▶ **MATERIAL PROVIDED**:

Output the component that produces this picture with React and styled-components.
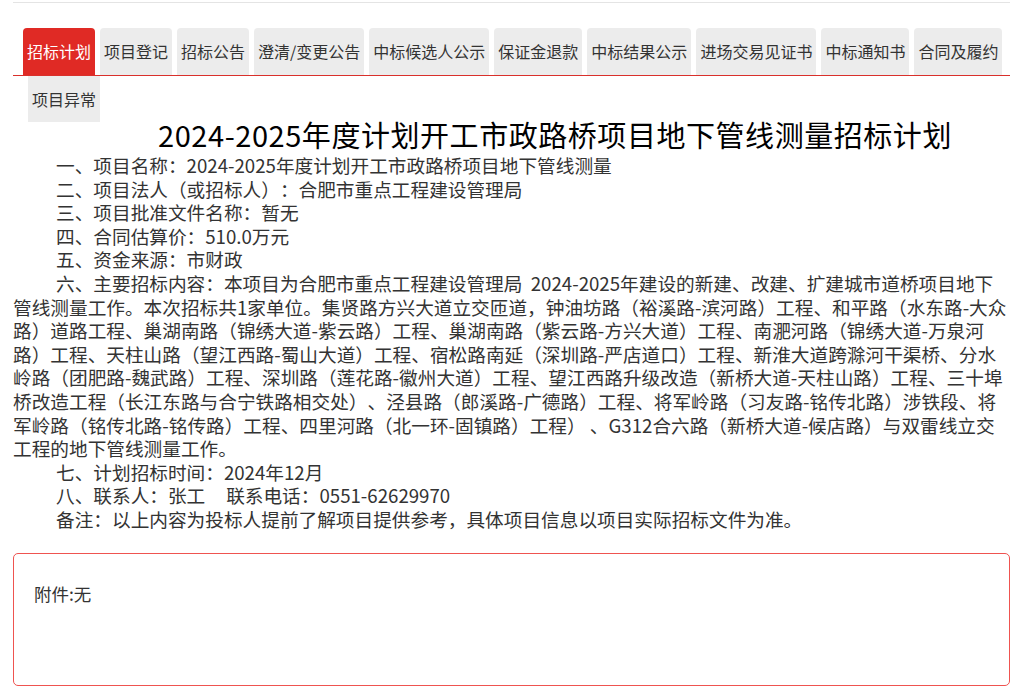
import React from "react";
import styled, { createGlobalStyle } from "styled-components";

const GlobalStyle = createGlobalStyle`
  html, body {
    margin: 0;
    padding: 0;
    background: #ffffff;
  }
  body {
    font-family: "Noto Sans CJK SC", "Microsoft YaHei", sans-serif;
    color: #333333;
    text-spacing-trim: space-all;
  }
`;

const Page = styled.div`
  padding: 2px 9px 0 13px;
`;

const TopRule = styled.div`
  border-top: 1px solid #e4e4e4;
`;

const TabBar = styled.nav`
  position: relative;
  margin-top: 25px;
  padding-left: 10px;
  display: flex;
  flex-wrap: wrap;
  row-gap: 1px;

  &::before {
    content: "";
    position: absolute;
    left: 0;
    right: 0;
    top: 47px;
    height: 1px;
    background: #d9302b;
  }
`;

const Tab = styled.a`
  display: block;
  height: ${(p) => (p.$flat ? "46px" : "47px")};
  line-height: ${(p) => (p.$flat ? "46px" : "47px")};
  padding: 0 4px;
  margin-left: ${(p) => (p.$first ? "0" : "5px")};
  font-size: 16px;
  white-space: nowrap;
  text-decoration: none;
  cursor: pointer;
  border-radius: ${(p) => (p.$flat ? "0" : "4px 4px 0 0")};
  background: ${(p) => (p.$active ? "#e02a25" : "#ececec")};
  color: ${(p) => (p.$active ? "#ffffff" : "#333333")};
`;

const Article = styled.article`
  color: #333333;
`;

const Title = styled.h1`
  margin: 0 0 6px;
  font-size: 29px;
  font-weight: normal;
  line-height: 25px;
  letter-spacing: 0.55px;
  color: #000000;
  text-align: center;
  text-indent: 87px;
  white-space: nowrap;
`;

const Para = styled.p`
  margin: 0;
  font-size: 18.67px;
  line-height: 23.6px;
  text-indent: 43px;
  text-spacing-trim: space-all;
`;

const Attachment = styled.div`
  box-sizing: border-box;
  height: 133px;
  margin-top: 22px;
  padding: 28px 20px;
  border: 1px solid #ef5350;
  border-radius: 5px;
  font-size: 17.5px;
  line-height: 24px;
  color: #333333;
`;

const tabs = [
  "招标计划",
  "项目登记",
  "招标公告",
  "澄清/变更公告",
  "中标候选人公示",
  "保证金退款",
  "中标结果公示",
  "进场交易见证书",
  "中标通知书",
  "合同及履约",
  "项目异常",
];

const paragraphs = [
  "一、项目名称：2024-2025年度计划开工市政路桥项目地下管线测量",
  "二、项目法人（或招标人）：合肥市重点工程建设管理局",
  "三、项目批准文件名称：暂无",
  "四、合同估算价：510.0万元",
  "五、资金来源：市财政",
  "六、主要招标内容：本项目为合肥市重点工程建设管理局\u00a0 2024-2025年建设的新建、改建、扩建城市道桥项目地下管线测量工作。本次招标共1家单位。集贤路方兴大道立交匝道，钟油坊路（裕溪路-滨河路）工程、和平路（水东路-大众路）道路工程、巢湖南路（锦绣大道-紫云路）工程、巢湖南路（紫云路-方兴大道）工程、南淝河路（锦绣大道-万泉河路）工程、天柱山路（望江西路-蜀山大道）工程、宿松路南延（深圳路-严店道口）工程、新淮大道跨滁河干渠桥、分水岭路（团肥路-魏武路）工程、深圳路（莲花路-徽州大道）工程、望江西路升级改造（新桥大道-天柱山路）工程、三十埠桥改造工程（长江东路与合宁铁路相交处）、泾县路（郎溪路-广德路）工程、将军岭路（习友路-铭传北路）涉铁段、将军岭路（铭传北路-铭传路）工程、四里河路（北一环-固镇路）工程） 、G312合六路（新桥大道-候店路）与双雷线立交工程的地下管线测量工作。",
  "七、计划招标时间：2024年12月",
  "八、联系人：张工\u00a0\u00a0\u00a0\u00a0\u00a0联系电话：0551-62629970",
  "备注：以上内容为投标人提前了解项目提供参考，具体项目信息以项目实际招标文件为准。",
];

export default function App() {
  return (
    <Page>
      <GlobalStyle />
      <TopRule />
      <TabBar>
        {tabs.map((t, i) => (
          <Tab
            key={t}
            $first={i === 0}
            $active={i === 0}
            $flat={i === tabs.length - 1}
          >
            {t}
          </Tab>
        ))}
      </TabBar>
      <Article>
        <Title>2024-2025年度计划开工市政路桥项目地下管线测量招标计划</Title>
        {paragraphs.map((p, i) => (
          <Para key={i}>{p}</Para>
        ))}
        <Attachment>附件:无</Attachment>
      </Article>
    </Page>
  );
}
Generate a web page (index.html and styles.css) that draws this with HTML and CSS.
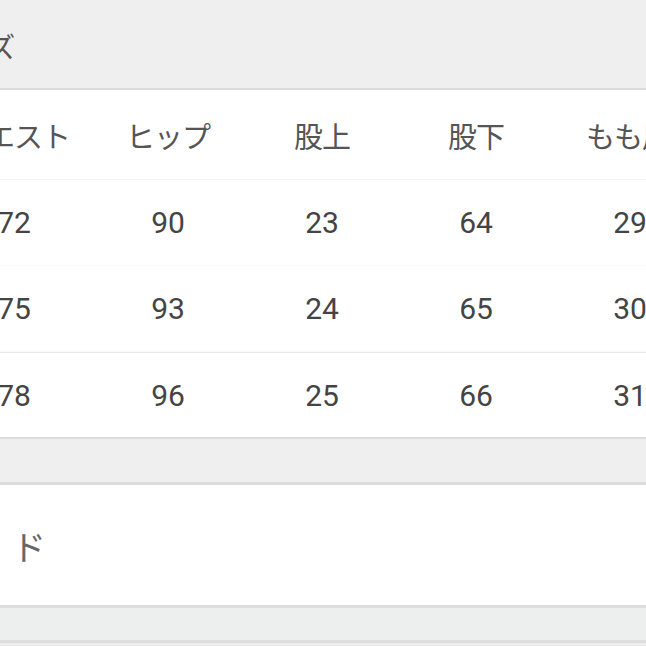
FILE: index.html
```html
<!DOCTYPE html>
<html lang="ja">
<head>
<meta charset="utf-8">
<link rel="stylesheet" href="styles.css">
</head>
<body>
<div class="page">
  <section class="band band-title">
    <span class="title">サイズ</span>
  </section>
  <div class="size-table">
    <div class="row row-head">
      <div class="cell">ウエスト</div>
      <div class="cell">ヒップ</div>
      <div class="cell">股上</div>
      <div class="cell">股下</div>
      <div class="cell cell-wide">もも周り</div>
    </div>
    <div class="row">
      <div class="cell num">72</div>
      <div class="cell num">90</div>
      <div class="cell num">23</div>
      <div class="cell num">64</div>
      <div class="cell num">29</div>
    </div>
    <div class="row">
      <div class="cell num">75</div>
      <div class="cell num">93</div>
      <div class="cell num">24</div>
      <div class="cell num">65</div>
      <div class="cell num">30</div>
    </div>
    <div class="row row-last">
      <div class="cell num">78</div>
      <div class="cell num">96</div>
      <div class="cell num">25</div>
      <div class="cell num">66</div>
      <div class="cell num">31</div>
    </div>
  </div>
  <div class="band band-gap"></div>
  <section class="field">
    <span class="field-label">ブランド</span>
  </section>
  <div class="band band-foot"></div>
</div>
</body>
</html>
```
FILE: styles.css
```css
html, body {
  margin: 0;
  padding: 0;
  background: #eeeeee;
}
body {
  width: 646px;
  height: 646px;
  overflow: hidden;
  font-family: "Noto Sans CJK JP", Roboto, sans-serif;
}
.page {
  display: flex;
  flex-direction: column;
  width: 646px;
}
.band {
  background: #efefef;
  border-bottom: 2px solid #dcdcdc;
}
.band-title {
  height: 88px;
  display: flex;
  align-items: center;
  overflow: hidden;
}
.title {
  margin-left: -68px;
  margin-top: 4px;
  font-size: 28px;
  color: #555555;
  white-space: nowrap;
}
.size-table {
  background: #ffffff;
  border-bottom: 2px solid #dcdcdc;
  overflow: hidden;
}
.row {
  display: grid;
  grid-template-columns: repeat(5, 154px);
  margin-left: -63px;
  height: 85px;
  border-bottom: 1px solid #fafafa;
}
.row-head {
  height: 89px;
  border-bottom: 1px solid #f4f4f4;
}
.row-last {
  border-bottom: none;
  border-top: 1px solid #e9e9e9;
  height: 84px;
}
.cell {
  display: flex;
  align-items: center;
  justify-content: center;
  white-space: nowrap;
  font-size: 29px;
  color: #555555;
}
.row-head .cell {
  letter-spacing: -1px;
}
.row-head .cell-wide {
  padding-left: 24px;
}
.num {
  font-family: Roboto, "Noto Sans", sans-serif;
  font-size: 30px;
  color: #444444;
}
.band-gap {
  height: 43px;
  border-bottom: 3px solid #dcdcdc;
}
.field {
  background: #ffffff;
  height: 120px;
  display: flex;
  align-items: center;
  overflow: hidden;
  border-bottom: 3px solid #dedede;
}
.field-label {
  margin-left: -120px;
  margin-top: 0;
  font-size: 34px;
  letter-spacing: 10px;
  color: #666666;
  white-space: nowrap;
}
.band-foot {
  height: 32px;
  border-bottom: 3px solid #dedede;
  background: #edeeee;
}
```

▶ **TASK GOAL**:
Without the pictures, retype the whole of the material above exactly.

▶ **REPLY TO THE EXERCISE**:
Output the component that produces this picture with React and styled-components.
import React from "react";
import styled, { createGlobalStyle } from "styled-components";

const GlobalStyle = createGlobalStyle`
  html, body {
    margin: 0;
    padding: 0;
    background: #ffffff;
  }
  body {
    font-family: "Noto Sans CJK SC", "Microsoft YaHei", sans-serif;
    color: #333333;
    text-spacing-trim: space-all;
  }
`;

const Page = styled.div`
  padding: 2px 9px 0 13px;
`;

const TopRule = styled.div`
  border-top: 1px solid #e4e4e4;
`;

const TabBar = styled.nav`
  position: relative;
  margin-top: 25px;
  padding-left: 10px;
  display: flex;
  flex-wrap: wrap;
  row-gap: 1px;

  &::before {
    content: "";
    position: absolute;
    left: 0;
    right: 0;
    top: 47px;
    height: 1px;
    background: #d9302b;
  }
`;

const Tab = styled.a`
  display: block;
  height: ${(p) => (p.$flat ? "46px" : "47px")};
  line-height: ${(p) => (p.$flat ? "46px" : "47px")};
  padding: 0 4px;
  margin-left: ${(p) => (p.$first ? "0" : "5px")};
  font-size: 16px;
  white-space: nowrap;
  text-decoration: none;
  cursor: pointer;
  border-radius: ${(p) => (p.$flat ? "0" : "4px 4px 0 0")};
  background: ${(p) => (p.$active ? "#e02a25" : "#ececec")};
  color: ${(p) => (p.$active ? "#ffffff" : "#333333")};
`;

const Article = styled.article`
  color: #333333;
`;

const Title = styled.h1`
  margin: 0 0 6px;
  font-size: 29px;
  font-weight: normal;
  line-height: 25px;
  letter-spacing: 0.55px;
  color: #000000;
  text-align: center;
  text-indent: 87px;
  white-space: nowrap;
`;

const Para = styled.p`
  margin: 0;
  font-size: 18.67px;
  line-height: 23.6px;
  text-indent: 43px;
  text-spacing-trim: space-all;
`;

const Attachment = styled.div`
  box-sizing: border-box;
  height: 133px;
  margin-top: 22px;
  padding: 28px 20px;
  border: 1px solid #ef5350;
  border-radius: 5px;
  font-size: 17.5px;
  line-height: 24px;
  color: #333333;
`;

const tabs = [
  "招标计划",
  "项目登记",
  "招标公告",
  "澄清/变更公告",
  "中标候选人公示",
  "保证金退款",
  "中标结果公示",
  "进场交易见证书",
  "中标通知书",
  "合同及履约",
  "项目异常",
];

const paragraphs = [
  "一、项目名称：2024-2025年度计划开工市政路桥项目地下管线测量",
  "二、项目法人（或招标人）：合肥市重点工程建设管理局",
  "三、项目批准文件名称：暂无",
  "四、合同估算价：510.0万元",
  "五、资金来源：市财政",
  "六、主要招标内容：本项目为合肥市重点工程建设管理局\u00a0 2024-2025年建设的新建、改建、扩建城市道桥项目地下管线测量工作。本次招标共1家单位。集贤路方兴大道立交匝道，钟油坊路（裕溪路-滨河路）工程、和平路（水东路-大众路）道路工程、巢湖南路（锦绣大道-紫云路）工程、巢湖南路（紫云路-方兴大道）工程、南淝河路（锦绣大道-万泉河路）工程、天柱山路（望江西路-蜀山大道）工程、宿松路南延（深圳路-严店道口）工程、新淮大道跨滁河干渠桥、分水岭路（团肥路-魏武路）工程、深圳路（莲花路-徽州大道）工程、望江西路升级改造（新桥大道-天柱山路）工程、三十埠桥改造工程（长江东路与合宁铁路相交处）、泾县路（郎溪路-广德路）工程、将军岭路（习友路-铭传北路）涉铁段、将军岭路（铭传北路-铭传路）工程、四里河路（北一环-固镇路）工程） 、G312合六路（新桥大道-候店路）与双雷线立交工程的地下管线测量工作。",
  "七、计划招标时间：2024年12月",
  "八、联系人：张工\u00a0\u00a0\u00a0\u00a0\u00a0联系电话：0551-62629970",
  "备注：以上内容为投标人提前了解项目提供参考，具体项目信息以项目实际招标文件为准。",
];

export default function App() {
  return (
    <Page>
      <GlobalStyle />
      <TopRule />
      <TabBar>
        {tabs.map((t, i) => (
          <Tab
            key={t}
            $first={i === 0}
            $active={i === 0}
            $flat={i === tabs.length - 1}
          >
            {t}
          </Tab>
        ))}
      </TabBar>
      <Article>
        <Title>2024-2025年度计划开工市政路桥项目地下管线测量招标计划</Title>
        {paragraphs.map((p, i) => (
          <Para key={i}>{p}</Para>
        ))}
        <Attachment>附件:无</Attachment>
      </Article>
    </Page>
  );
}
Generate a web page (index.html and styles.css) that draws this with HTML and CSS.
FILE: index.html
```html
<!DOCTYPE html>
<html lang="ja">
<head>
<meta charset="utf-8">
<link rel="stylesheet" href="styles.css">
</head>
<body>
<div class="page">
  <section class="band band-title">
    <span class="title">サイズ</span>
  </section>
  <div class="size-table">
    <div class="row row-head">
      <div class="cell">ウエスト</div>
      <div class="cell">ヒップ</div>
      <div class="cell">股上</div>
      <div class="cell">股下</div>
      <div class="cell cell-wide">もも周り</div>
    </div>
    <div class="row">
      <div class="cell num">72</div>
      <div class="cell num">90</div>
      <div class="cell num">23</div>
      <div class="cell num">64</div>
      <div class="cell num">29</div>
    </div>
    <div class="row">
      <div class="cell num">75</div>
      <div class="cell num">93</div>
      <div class="cell num">24</div>
      <div class="cell num">65</div>
      <div class="cell num">30</div>
    </div>
    <div class="row row-last">
      <div class="cell num">78</div>
      <div class="cell num">96</div>
      <div class="cell num">25</div>
      <div class="cell num">66</div>
      <div class="cell num">31</div>
    </div>
  </div>
  <div class="band band-gap"></div>
  <section class="field">
    <span class="field-label">ブランド</span>
  </section>
  <div class="band band-foot"></div>
</div>
</body>
</html>
```
FILE: styles.css
```css
html, body {
  margin: 0;
  padding: 0;
  background: #eeeeee;
}
body {
  width: 646px;
  height: 646px;
  overflow: hidden;
  font-family: "Noto Sans CJK JP", Roboto, sans-serif;
}
.page {
  display: flex;
  flex-direction: column;
  width: 646px;
}
.band {
  background: #efefef;
  border-bottom: 2px solid #dcdcdc;
}
.band-title {
  height: 88px;
  display: flex;
  align-items: center;
  overflow: hidden;
}
.title {
  margin-left: -68px;
  margin-top: 4px;
  font-size: 28px;
  color: #555555;
  white-space: nowrap;
}
.size-table {
  background: #ffffff;
  border-bottom: 2px solid #dcdcdc;
  overflow: hidden;
}
.row {
  display: grid;
  grid-template-columns: repeat(5, 154px);
  margin-left: -63px;
  height: 85px;
  border-bottom: 1px solid #fafafa;
}
.row-head {
  height: 89px;
  border-bottom: 1px solid #f4f4f4;
}
.row-last {
  border-bottom: none;
  border-top: 1px solid #e9e9e9;
  height: 84px;
}
.cell {
  display: flex;
  align-items: center;
  justify-content: center;
  white-space: nowrap;
  font-size: 29px;
  color: #555555;
}
.row-head .cell {
  letter-spacing: -1px;
}
.row-head .cell-wide {
  padding-left: 24px;
}
.num {
  font-family: Roboto, "Noto Sans", sans-serif;
  font-size: 30px;
  color: #444444;
}
.band-gap {
  height: 43px;
  border-bottom: 3px solid #dcdcdc;
}
.field {
  background: #ffffff;
  height: 120px;
  display: flex;
  align-items: center;
  overflow: hidden;
  border-bottom: 3px solid #dedede;
}
.field-label {
  margin-left: -120px;
  margin-top: 0;
  font-size: 34px;
  letter-spacing: 10px;
  color: #666666;
  white-space: nowrap;
}
.band-foot {
  height: 32px;
  border-bottom: 3px solid #dedede;
  background: #edeeee;
}
```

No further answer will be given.